Pankhurst’s suggested proposal reveals a foundational belief in early 20th century culture that posits a woman’s sexual purity as her most valuable possession. However, what Pankhurst fails to realize is that purity rhetoric must be abandoned completely for women to ever be free of its power to define their worth. The Egoist, in analyzing Pankhurst’s use of the word “chastity,” comes to the important conclusion that what Pankhurst is really concerned with is not chastity—the mental, emotional, spiritual state of being “chaste”—but rather the physical state of virginity. The Egoist concludes, “That is is to be “virgin” rather than chaste she has in mind is supported by the fact that the word she uses in developing her argument is “untouched,” which is speaking enough and might be taken to be conclusive” (45). While Pankhurst connects the suffrage movement to women’s chastity, implying that a woman’s worth lies in her chaste nature, The Egoist sees through this connection.
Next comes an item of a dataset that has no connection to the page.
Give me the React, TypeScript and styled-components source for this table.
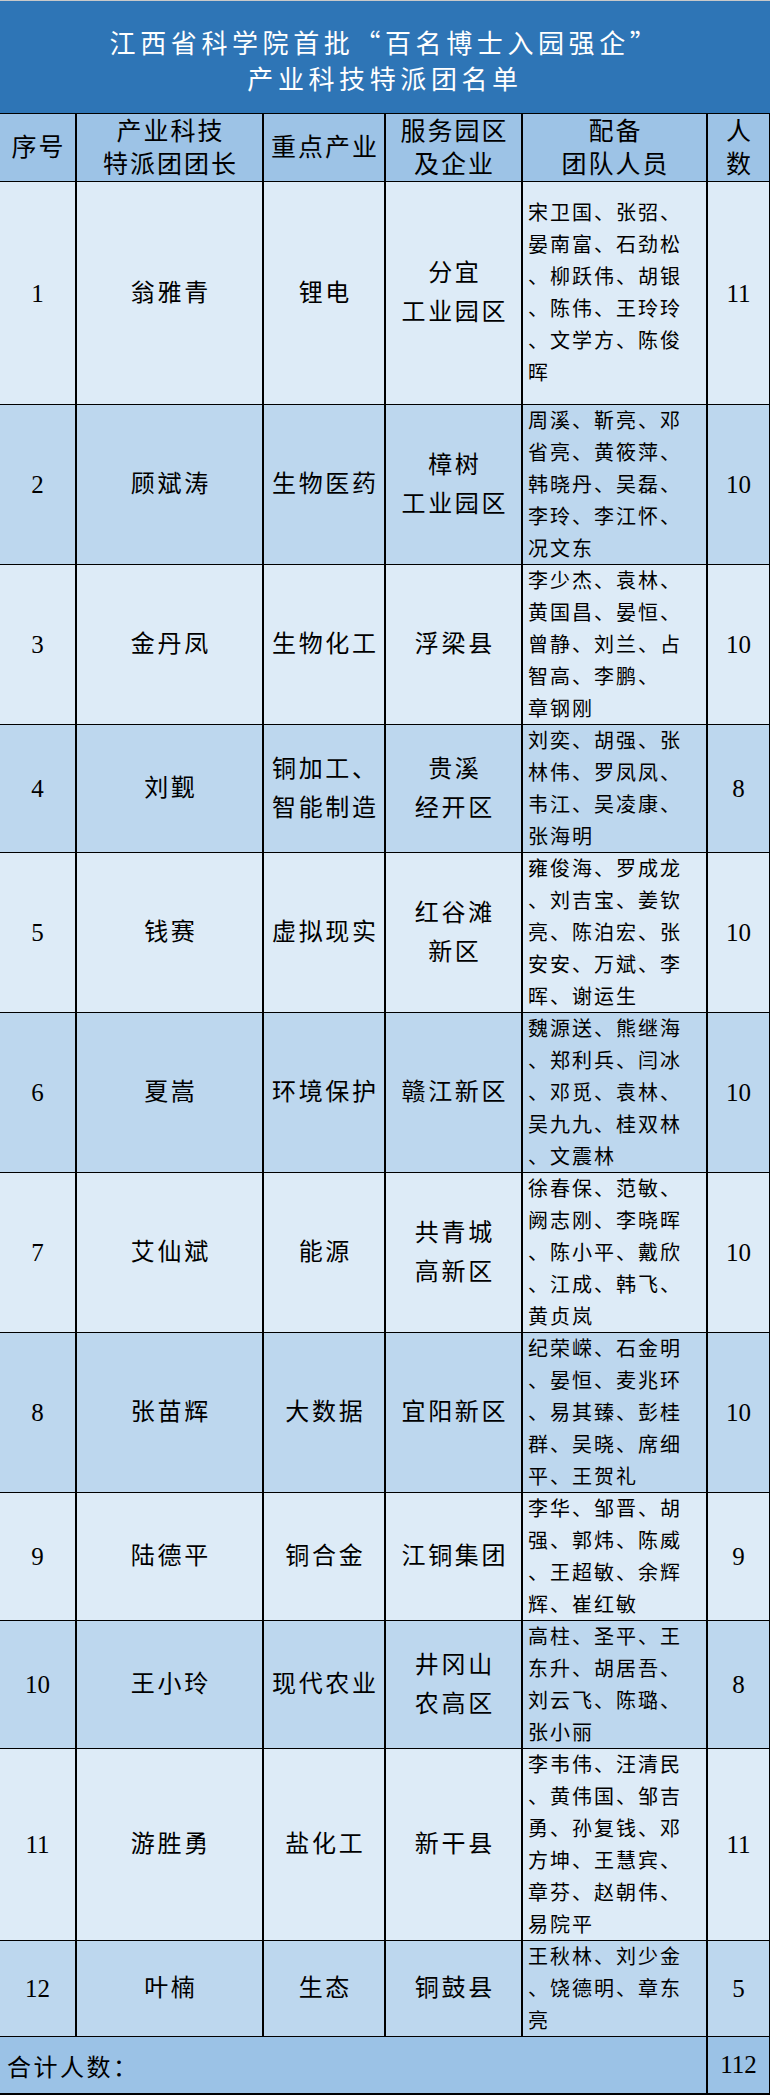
import React from 'react'
import styled, { createGlobalStyle } from 'styled-components'

const GlobalStyle = createGlobalStyle`
  body {
    margin: 0;
    background: #ffffff;
  }
`

const FONT = `"Liberation Serif", "Noto Sans CJK SC", serif`
const CJK = `"Noto Sans CJK SC", "Liberation Serif", serif`
const COLS = '75px 187px 122px 137px 185px 64px'

const LIGHT = '#ddebf7'
const DARK = '#bdd7ee'

const Sheet = styled.div`
  width: 770px;
  font-family: ${FONT};
  color: #000;
`

const TitleBar = styled.div`
  height: 113px;
  box-sizing: border-box;
  border-top: 1px solid #c9c9c9;
  padding-top: 6px;
  background: #2e75b6;
  color: #ffffff;
  display: flex;
  flex-direction: column;
  align-items: center;
  justify-content: center;
  font-family: ${CJK};
  font-size: 26px;
  line-height: 36px;
  letter-spacing: 4.6px;
`

const Row = styled.div<{ $h: number; $bg: string; $top?: boolean }>`
  display: grid;
  grid-template-columns: ${COLS};
  height: ${(p) => p.$h}px;
  box-sizing: border-box;
  background: ${(p) => p.$bg};
  border-bottom: 1.5px solid #000;
  border-top: ${(p) => (p.$top ? '1.5px solid #000' : 'none')};
`

const Cell = styled.div<{ $left?: boolean }>`
  display: flex;
  flex-direction: column;
  align-items: ${(p) => (p.$left ? 'flex-start' : 'center')};
  justify-content: center;
  box-sizing: border-box;
  border-left: 2px solid #000;
  padding-left: ${(p) => (p.$left ? '5px' : '0')};
  text-align: center;
  white-space: nowrap;
  overflow: hidden;

  &:first-child {
    border-left: none;
  }
  &:last-child {
    border-right: 1px solid #000;
  }
`

const HeadText = styled.div`
  font-size: 25px;
  line-height: 33px;
  letter-spacing: 2px;
  padding-left: 2px;
`

const BodyText = styled.div`
  font-size: 24px;
  line-height: 39px;
  letter-spacing: 2.7px;
  padding-left: 2.7px;
`

const Num = styled.div`
  font-size: 25px;
  line-height: 39px;
`

const MemberLine = styled.div`
  font-size: 20px;
  line-height: 32px;
  letter-spacing: 2px;
  text-align: left;
`

const Footer = styled.div`
  display: grid;
  grid-template-columns: 706px 64px;
  height: 58px;
  box-sizing: border-box;
  background: #9bc2e6;
  border-bottom: 2px solid #000;
`

const FooterLabel = styled.div`
  display: flex;
  align-items: center;
  padding-left: 7px;
  font-family: ${CJK};
  font-size: 24px;
  letter-spacing: 2.5px;
`

const FooterTotal = styled.div`
  display: flex;
  align-items: center;
  justify-content: center;
  border-left: 2px solid #000;
  border-right: 1px solid #000;
  font-size: 25px;
`

type Team = {
  no: string
  leader: string
  industry: string[]
  park: string[]
  members: string[]
  count: string
  h: number
}

const teams: Team[] = [
  {
    no: '1',
    leader: '翁雅青',
    industry: ['锂电'],
    park: ['分宜', '工业园区'],
    members: ['宋卫国、张弨、', '晏南富、石劲松', '、柳跃伟、胡银', '、陈伟、王玲玲', '、文学方、陈俊', '晖'],
    count: '11',
    h: 223,
  },
  {
    no: '2',
    leader: '顾斌涛',
    industry: ['生物医药'],
    park: ['樟树', '工业园区'],
    members: ['周溪、靳亮、邓', '省亮、黄筱萍、', '韩晓丹、吴磊、', '李玲、李江怀、', '况文东'],
    count: '10',
    h: 160,
  },
  {
    no: '3',
    leader: '金丹凤',
    industry: ['生物化工'],
    park: ['浮梁县'],
    members: ['李少杰、袁林、', '黄国昌、晏恒、', '曾静、刘兰、占', '智高、李鹏、', '章钢刚'],
    count: '10',
    h: 160,
  },
  {
    no: '4',
    leader: '刘觐',
    industry: ['铜加工、', '智能制造'],
    park: ['贵溪', '经开区'],
    members: ['刘奕、胡强、张', '林伟、罗凤凤、', '韦江、吴凌康、', '张海明'],
    count: '8',
    h: 128,
  },
  {
    no: '5',
    leader: '钱赛',
    industry: ['虚拟现实'],
    park: ['红谷滩', '新区'],
    members: ['雍俊海、罗成龙', '、刘吉宝、姜钦', '亮、陈泊宏、张', '安安、万斌、李', '晖、谢运生'],
    count: '10',
    h: 160,
  },
  {
    no: '6',
    leader: '夏嵩',
    industry: ['环境保护'],
    park: ['赣江新区'],
    members: ['魏源送、熊继海', '、郑利兵、闫冰', '、邓觅、袁林、', '吴九九、桂双林', '、文震林'],
    count: '10',
    h: 160,
  },
  {
    no: '7',
    leader: '艾仙斌',
    industry: ['能源'],
    park: ['共青城', '高新区'],
    members: ['徐春保、范敏、', '阙志刚、李晓晖', '、陈小平、戴欣', '、江成、韩飞、', '黄贞岚'],
    count: '10',
    h: 160,
  },
  {
    no: '8',
    leader: '张苗辉',
    industry: ['大数据'],
    park: ['宜阳新区'],
    members: ['纪荣嵘、石金明', '、晏恒、麦兆环', '、易其臻、彭桂', '群、吴晓、席细', '平、王贺礼'],
    count: '10',
    h: 160,
  },
  {
    no: '9',
    leader: '陆德平',
    industry: ['铜合金'],
    park: ['江铜集团'],
    members: ['李华、邹晋、胡', '强、郭炜、陈威', '、王超敏、余辉', '辉、崔红敏'],
    count: '9',
    h: 128,
  },
  {
    no: '10',
    leader: '王小玲',
    industry: ['现代农业'],
    park: ['井冈山', '农高区'],
    members: ['高柱、圣平、王', '东升、胡居吾、', '刘云飞、陈璐、', '张小丽'],
    count: '8',
    h: 128,
  },
  {
    no: '11',
    leader: '游胜勇',
    industry: ['盐化工'],
    park: ['新干县'],
    members: ['李韦伟、汪清民', '、黄伟国、邹吉', '勇、孙复钱、邓', '方坤、王慧宾、', '章芬、赵朝伟、', '易院平'],
    count: '11',
    h: 192,
  },
  {
    no: '12',
    leader: '叶楠',
    industry: ['生态'],
    park: ['铜鼓县'],
    members: ['王秋林、刘少金', '、饶德明、章东', '亮'],
    count: '5',
    h: 96,
  },
]

const headers: string[][] = [
  ['序号'],
  ['产业科技', '特派团团长'],
  ['重点产业'],
  ['服务园区', '及企业'],
  ['配备', '团队人员'],
  ['人', '数'],
]

const Lines = ({ lines }: { lines: string[] }) => (
  <>
    {lines.map((line, i) => (
      <BodyText key={i}>{line}</BodyText>
    ))}
  </>
)

const App = () => {
  const total = teams.reduce((sum, t) => sum + Number(t.count), 0)

  return (
    <Sheet>
      <GlobalStyle />
      <TitleBar>
        <div>江西省科学院首批“百名博士入园强企”</div>
        <div>产业科技特派团名单</div>
      </TitleBar>

      <Row $h={69} $bg="#9dc3e6" $top>
        {headers.map((h, i) => (
          <Cell key={i}>
            {h.map((line) => (
              <HeadText key={line}>{line}</HeadText>
            ))}
          </Cell>
        ))}
      </Row>

      {teams.map((t, i) => (
        <Row key={t.no} $h={t.h} $bg={i % 2 === 0 ? LIGHT : DARK}>
          <Cell>
            <Num>{t.no}</Num>
          </Cell>
          <Cell>
            <BodyText>{t.leader}</BodyText>
          </Cell>
          <Cell>
            <Lines lines={t.industry} />
          </Cell>
          <Cell>
            <Lines lines={t.park} />
          </Cell>
          <Cell $left>
            {t.members.map((m, j) => (
              <MemberLine key={j}>{m}</MemberLine>
            ))}
          </Cell>
          <Cell>
            <Num>{t.count}</Num>
          </Cell>
        </Row>
      ))}

      <Footer>
        <FooterLabel>合计人数：</FooterLabel>
        <FooterTotal>{total}</FooterTotal>
      </Footer>
    </Sheet>
  )
}

export default App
Instead, the article places Pankhurst’s argument precisely on the female body, suggesting that Pankhurst’s parallelism between suffragism and chastity is obsessed, not with purity of virtue, but purity of body and the physical state of being a virgin.

The Egoist article spends much of its space examining the downfalls of remaining “pure.” While it would seem that the response and solution to this problem would then be individual complete sexual looseness, The Egoist instead lumps together the idea of both sexual promiscuity and sexual purity as problems to be solved. The notion of constructing one’s identity around either of these two categories perpetuates the same unhealthy dichotomy created by purity culture. The Egoist states, ““Vice” cannot throw off its “pure” character. The two are one-—related to each other as the observe and reverse of a coin: the under and over of the same psychological condition” (46). The rhetoric of vice or purity as integral to one’s identity must instead be abandoned completely; only then can women free themselves from shame-based purity rhetoric and distance themselves from the notion that their sexuality is a commodity to be cashed in for someone else’s benefit.